Do You Care Where Your Games Come From?

I’m sure you’ve been following the unfolding events at Infinity Ward with the same horrified fascination as the rest of us. Last month it was revealed that studio heads Vince Zampella and Jason West were forced to leave IW following an investigation by parent company Activision that found “breaches of contract and insubordination by two senior employees”. The pair promptly sued Activision, claiming that they were unfairly dismissed just weeks before they were due to receive considerable royalty payments.

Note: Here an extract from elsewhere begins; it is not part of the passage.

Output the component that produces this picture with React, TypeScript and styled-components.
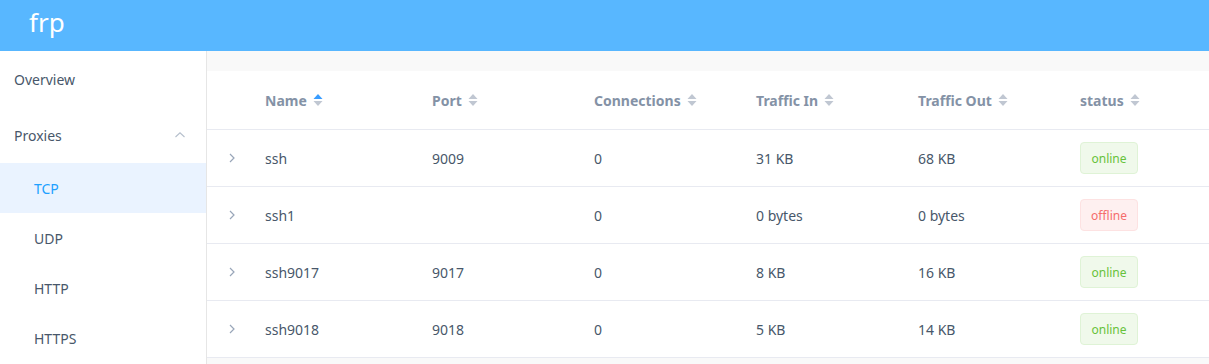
import styled, { createGlobalStyle } from "styled-components";

const GlobalStyle = createGlobalStyle`
  body {
    margin: 0;
    font-family: "Noto Sans", "Open Sans", sans-serif;
    background: #fff;
  }
`;

const Page = styled.div`
  width: 1209px;
  height: 364px;
  overflow: hidden;
  display: flex;
  flex-direction: column;
`;

const Header = styled.header`
  height: 51px;
  flex-shrink: 0;
  background: #58b7ff;
  display: flex;
  align-items: center;
  padding-left: 29px;
`;

const Logo = styled.span`
  color: #fff;
  font-size: 26px;
  line-height: 1;
  margin-top: -8px;
`;

const Body = styled.div`
  flex: 1;
  display: flex;
  min-height: 0;
`;

const Sidebar = styled.nav`
  width: 206px;
  flex-shrink: 0;
  border-right: 1px solid #e6e6e6;
  background: #fff;
`;

const MenuItem = styled.div<{ $sub?: boolean; $active?: boolean }>`
  height: ${(p) => (p.$sub ? "50px" : "56px")};
  display: flex;
  align-items: center;
  justify-content: space-between;
  padding: 0 20px 0 ${(p) => (p.$sub ? "34px" : "14px")};
  font-size: 14px;
  color: ${(p) => (p.$active ? "#20a0ff" : "#48576a")};
  background: ${(p) => (p.$active ? "#eaf3ff" : "transparent")};
`;

const Main = styled.main`
  flex: 1;
  background: #f9f9f9;
  padding-top: 20px;
`;

const Table = styled.div`
  background: #fff;
`;

const Row = styled.div<{ $head?: boolean }>`
  display: grid;
  grid-template-columns: 48px 167px 162px 162px 162px 162px 1fr;
  align-items: center;
  height: ${(p) => (p.$head ? "58px" : "56px")};
  border-bottom: 1px solid #e8eaf1;
  font-size: 14px;
  color: ${(p) => (p.$head ? "#8492a6" : "#48576a")};
  font-weight: ${(p) => (p.$head ? 700 : 400)};
`;

const Cell = styled.div`
  padding-left: 10px;
  display: flex;
  align-items: center;
  white-space: nowrap;
`;

const ExpandCell = styled.div`
  display: flex;
  justify-content: center;
  padding-left: 2px;
`;

const SortIcon = styled.span`
  display: inline-flex;
  margin-left: 6px;
`;

const Tag = styled.span<{ $online: boolean }>`
  display: inline-flex;
  align-items: center;
  justify-content: center;
  width: 58px;
  height: 32px;
  box-sizing: border-box;
  border-radius: 4px;
  font-size: 12px;
  border: 1px solid ${(p) => (p.$online ? "#dff3d6" : "#fde2e2")};
  background: ${(p) => (p.$online ? "#f0f9eb" : "#fef0f0")};
  color: ${(p) => (p.$online ? "#67c23a" : "#f56c6c")};
`;

function Sort({ active }: { active?: boolean }) {
  return (
    <SortIcon>
      <svg width="10" height="14" viewBox="0 0 10 14">
        <path d="M5 1 L9.5 6 L0.5 6 Z" fill={active ? "#3a9dff" : "#c0c7d2"} />
        <path d="M5 13 L9.5 8 L0.5 8 Z" fill="#c0c7d2" />
      </svg>
    </SortIcon>
  );
}

function Chevron() {
  return (
    <svg width="8" height="12" viewBox="0 0 8 12">
      <path d="M2 2 L6 6 L2 10" fill="none" stroke="#99a6b9" strokeWidth="1.2" />
    </svg>
  );
}

function ChevronUp() {
  return (
    <svg width="12" height="8" viewBox="0 0 12 8">
      <path d="M1.5 6 L6 1.8 L10.5 6" fill="none" stroke="#b5bfcc" strokeWidth="1.1" />
    </svg>
  );
}

const columns = ["Name", "Port", "Connections", "Traffic In", "Traffic Out", "status"];

const proxies = [
  { name: "ssh", port: "9009", conns: 0, inT: "31 KB", outT: "68 KB", online: true },
  { name: "ssh1", port: "", conns: 0, inT: "0 bytes", outT: "0 bytes", online: false },
  { name: "ssh9017", port: "9017", conns: 0, inT: "8 KB", outT: "16 KB", online: true },
  { name: "ssh9018", port: "9018", conns: 0, inT: "5 KB", outT: "14 KB", online: true },
];

export default function App() {
  return (
    <Page>
      <GlobalStyle />
      <Header>
        <Logo>frp</Logo>
      </Header>
      <Body>
        <Sidebar>
          <MenuItem>Overview</MenuItem>
          <MenuItem>
            Proxies
            <ChevronUp />
          </MenuItem>
          <MenuItem $sub $active>TCP</MenuItem>
          <MenuItem $sub>UDP</MenuItem>
          <MenuItem $sub>HTTP</MenuItem>
          <MenuItem $sub>HTTPS</MenuItem>
        </Sidebar>
        <Main>
          <Table>
            <Row $head>
              <div />
              {columns.map((c, i) => (
                <Cell key={c}>
                  {c}
                  <Sort active={i === 0} />
                </Cell>
              ))}
            </Row>
            {proxies.map((p) => (
              <Row key={p.name}>
                <ExpandCell>
                  <Chevron />
                </ExpandCell>
                <Cell>{p.name}</Cell>
                <Cell>{p.port}</Cell>
                <Cell>{p.conns}</Cell>
                <Cell>{p.inT}</Cell>
                <Cell>{p.outT}</Cell>
                <Cell>
                  <Tag $online={p.online}>{p.online ? "online" : "offline"}</Tag>
                </Cell>
              </Row>
            ))}
          </Table>
        </Main>
      </Body>
    </Page>
  );
}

In the aftermath staff have been leaving IW in droves – around 10% of the workforce are believed to have resigned – and West and Zampella have formed a new studio, Respawn Entertainment. Rumors keep emerging that staff at IW have not received royalty fees for their work, although Activision continue to claim that they treat their staff ‘extremely well’. In an interview with the LA Times, chief financial officer, Thomas Tippl said:

“We treat our developers extremely well. We have an independent studio model that provides them a lot of creative freedom while we take care of the back office stuff so they can focus on making games.

“If their games are successful, they are compensated better here than anywhere else. We’ve been paying our talent millions of dollars for their work. Our setup provides a win-win opportunity. We ensure your work will reach a wide audience. Therefore, we have attracted, and we will continue to attract, the top talent in this industry.”

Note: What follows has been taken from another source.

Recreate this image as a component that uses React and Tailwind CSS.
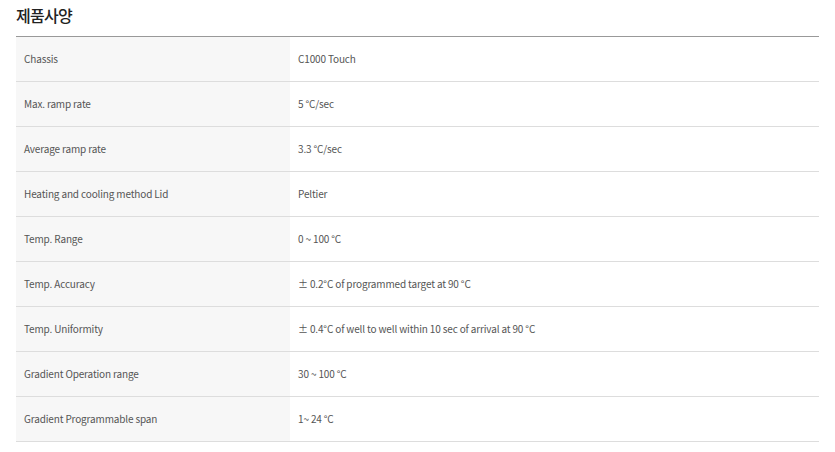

It’s hard to know what to make of all of these claims and counter-claims. It’s difficult to tally Activision’s claims of a well-treated workforce with the mass exodus that’s occurring at Infinity Ward, but equally it’s difficult to know whether the walkouts are due to personal grievances or genuine mistreatment by the company. For now, all we can do is speculate on the sidelines as the tawdry details are revealed, press release after press release.

But the media circus currently surrounding Activision does raise an important question – if games companies are genuinely mistreating their employees, should we exercise our consumer rights to boycott their products? Should we down control pads onModern Warfare 2 in protest? I must add at this point that no mistreatment has been proven in the case of Activision, but perhaps the situation does highlight a general trend in the games industry of developers being pressured into working extremely long hours, often with little overtime payment.

Interestingly, another story emerged today of the possible mistreatment of workers in a Chinese factory that produces mice, keyboards and Xbox controllers for Microsoft. It’s obviously a very different case to what’s happening at IW, but it does raise the general question – Do you care where your games and hardware come from? And would you boycott a game or console if it was produced under harsh conditions?